International Human Rights Law
The international human rights system has the state at its centre: it is the state that ratifies treaties and thereby obliges itself to respect, protect and fulfill the rights contained therein, including the right to education. And it is the state that must report on its own implementation and that can be “named and shamed” in public for not doing so. Treaties specify mechanisms for how the international community can hold the state to account, exerting pressure from above. Such mechanisms can be very powerful – for better or for worse (when they become overtly politicised), so it is the challenge of campaigners and courts to make sure that those whose rights have been violated by the state know about and use these procedures for ensuring legal accountability.
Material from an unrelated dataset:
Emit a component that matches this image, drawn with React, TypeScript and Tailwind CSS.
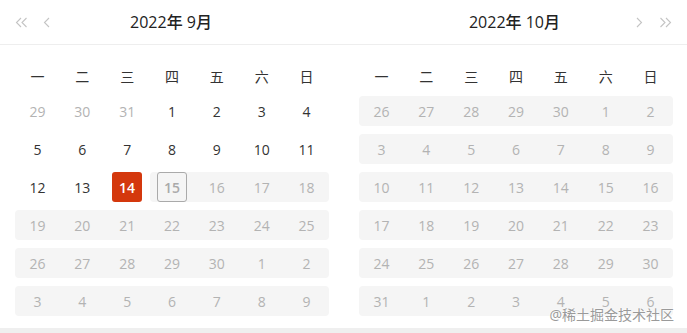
import React from 'react';

type Day = { n: number; muted?: boolean; disabled?: boolean; selected?: boolean; today?: boolean };

const weekdays = ['一', '二', '三', '四', '五', '六', '日'];

// September 2022, Monday first
const sep: Day[][] = [
  [{ n: 29, muted: true }, { n: 30, muted: true }, { n: 31, muted: true }, { n: 1 }, { n: 2 }, { n: 3 }, { n: 4 }],
  [{ n: 5 }, { n: 6 }, { n: 7 }, { n: 8 }, { n: 9 }, { n: 10 }, { n: 11 }],
  [{ n: 12 }, { n: 13 }, { n: 14, selected: true }, { n: 15, disabled: true, today: true }, { n: 16, disabled: true }, { n: 17, disabled: true }, { n: 18, disabled: true }],
  [19, 20, 21, 22, 23, 24, 25].map((n) => ({ n, disabled: true })),
  [26, 27, 28, 29, 30, 1, 2].map((n) => ({ n, disabled: true })),
  [3, 4, 5, 6, 7, 8, 9].map((n) => ({ n, disabled: true })),
];

const oct: Day[][] = [
  [26, 27, 28, 29, 30, 1, 2],
  [3, 4, 5, 6, 7, 8, 9],
  [10, 11, 12, 13, 14, 15, 16],
  [17, 18, 19, 20, 21, 22, 23],
  [24, 25, 26, 27, 28, 29, 30],
  [31, 1, 2, 3, 4, 5, 6],
].map((r) => r.map((n) => ({ n, disabled: true })));

function Chevron({ dir, double }: { dir: 'left' | 'right'; double?: boolean }) {
  const flip = dir === 'right' ? 'scale(-1,1)' : undefined;
  return (
    <svg width={double ? 13 : 8} height="11" viewBox={double ? '0 0 13 11' : '0 0 8 11'} className="text-[#c4c4c4]">
      <g transform={flip} style={{ transformOrigin: 'center' }} fill="none" stroke="currentColor" strokeWidth="1.1">
        {double ? (
          <>
            <path d="M6 1 L1.5 5.5 L6 10" />
            <path d="M11.5 1 L7 5.5 L11.5 10" />
          </>
        ) : (
          <path d="M6 1 L1.5 5.5 L6 10" />
        )}
      </g>
    </svg>
  );
}

function Row({ days }: { days: Day[] }) {
  const first = days.findIndex((d) => d.disabled);
  return (
    <div className="grid grid-cols-7 h-[30px]">
      {days.map((d, i) => {
        const isStart = d.disabled && i === first;
        const isEnd = d.disabled && i === 6;
        return (
          <div
            key={i}
            className={
              'flex items-center justify-center ' +
              (d.disabled ? 'bg-[#f5f5f5] ' : '') +
              (isStart ? 'rounded-l-[4px] ' : '') +
              (isEnd ? 'rounded-r-[4px] ' : '')
            }
          >
            {d.selected ? (
              <div className="w-[30px] h-[30px] rounded-[3px] bg-[#d4380d] text-white font-semibold flex items-center justify-center">
                {d.n}
              </div>
            ) : d.today ? (
              <div className="w-[30px] h-[30px] rounded-[3px] border border-[#aaaaaa] text-[#aaaaaa] font-semibold flex items-center justify-center">
                {d.n}
              </div>
            ) : (
              <span className={d.disabled ? 'text-[#b3b3b3]' : d.muted ? 'text-[#b3b3b3]' : 'text-[#333333]'}>{d.n}</span>
            )}
          </div>
        );
      })}
    </div>
  );
}

function Panel({ title, side }: { title: string; side: 'left' | 'right' }) {
  return (
    <div className={side === 'left' ? 'w-[344px]' : 'flex-1'}>
      <div className="flex items-center h-[44px] px-[15px]">
        <div className="w-[40px] flex items-center gap-[15px]">
          {side === 'left' && (
            <>
              <Chevron dir="left" double />
              <Chevron dir="left" />
            </>
          )}
        </div>
        <div className="flex-1 text-center text-[16px] font-medium text-[#222222]">{title}</div>
        <div className="w-[42px] flex items-center justify-end gap-[16px]">
          {side === 'right' && (
            <>
              <Chevron dir="right" />
              <Chevron dir="right" double />
            </>
          )}
        </div>
      </div>
    </div>
  );
}

function Body({ rows, side }: { rows: Day[][]; side: 'left' | 'right' }) {
  return (
    <div className={(side === 'left' ? 'w-[344px] pl-[15px] pr-[15px]' : 'flex-1 pl-[15px] pr-[14px]') + ' pt-[16px]'}>
      <div className="grid grid-cols-7 h-[30px] mb-[5px] text-[#333333]">
        {weekdays.map((w) => (
          <div key={w} className="flex items-center justify-center">{w}</div>
        ))}
      </div>
      <div className="flex flex-col gap-[8px]">
        {rows.map((r, i) => (
          <Row key={i} days={r} />
        ))}
      </div>
    </div>
  );
}

export default function App() {
  return (
    <div
      className="w-[687px] h-[333px] bg-[#efefef] text-[14px]"
      style={{ fontFamily: '"Open Sans", "Noto Sans CJK SC", sans-serif' }}
    >
      <div className="relative h-[328px] bg-white">
        <div className="flex border-b border-[#eeeeee]">
          <Panel title="2022年 9月" side="left" />
          <Panel title="2022年 10月" side="right" />
        </div>
        <div className="flex">
          <Body rows={sep} side="left" />
          <Body rows={oct} side="right" />
        </div>
        <div
          className="absolute right-[13px] bottom-[3px] text-[14px] text-[#9a9a9a]"
          style={{ textShadow: '0 0 2px #fff, 0 0 2px #fff' }}
        >
          @稀土掘金技术社区
        </div>
      </div>
    </div>
  );
}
The United Nations system, created in 1945 with the UN Charter, depends on the level of interest, willingness and participation demonstrated by states as signatories to treaties, as authors of reports on the progress and rate of implementation of rights, and as parties to face-to-face meetings. With regard to human rights, the UN works within two parallel dimensions. On the one hand, it runs a peer system (called Universal Periodic Review), where states assess each other’s performance and record, placing pressure on each other - or avoid doing so for political reasons. On the other, it works as a system of independent experts (via the Committees of the various Conventions, but also thematic and country specific Special Procedures), who examine, interpret, assess, critique and give recommendations on the efforts of countries on the background of normative texts and internationally binding law.
All major UN human rights Conventions (explained via the links below) have provisions relevant to education, non-discrimination or access to justice, and they can all be signed by states. It matters whether a state has ratified or acceded a particular Convention, signed it, or merely indicated its intention to do so, as it will consequently be legally bound by that Convention to a corresponding degree. Furthermore, it is very important to note whether states have lodged any reservations or declarations, preventing the Convention in question from having full effect at the national level. Lastly, some Conventions, either in their core text or in Optional Protocols, specify routes of individual complaints to the different Committees of independent experts. All these aspects must be checked before contemplating legal action at this level.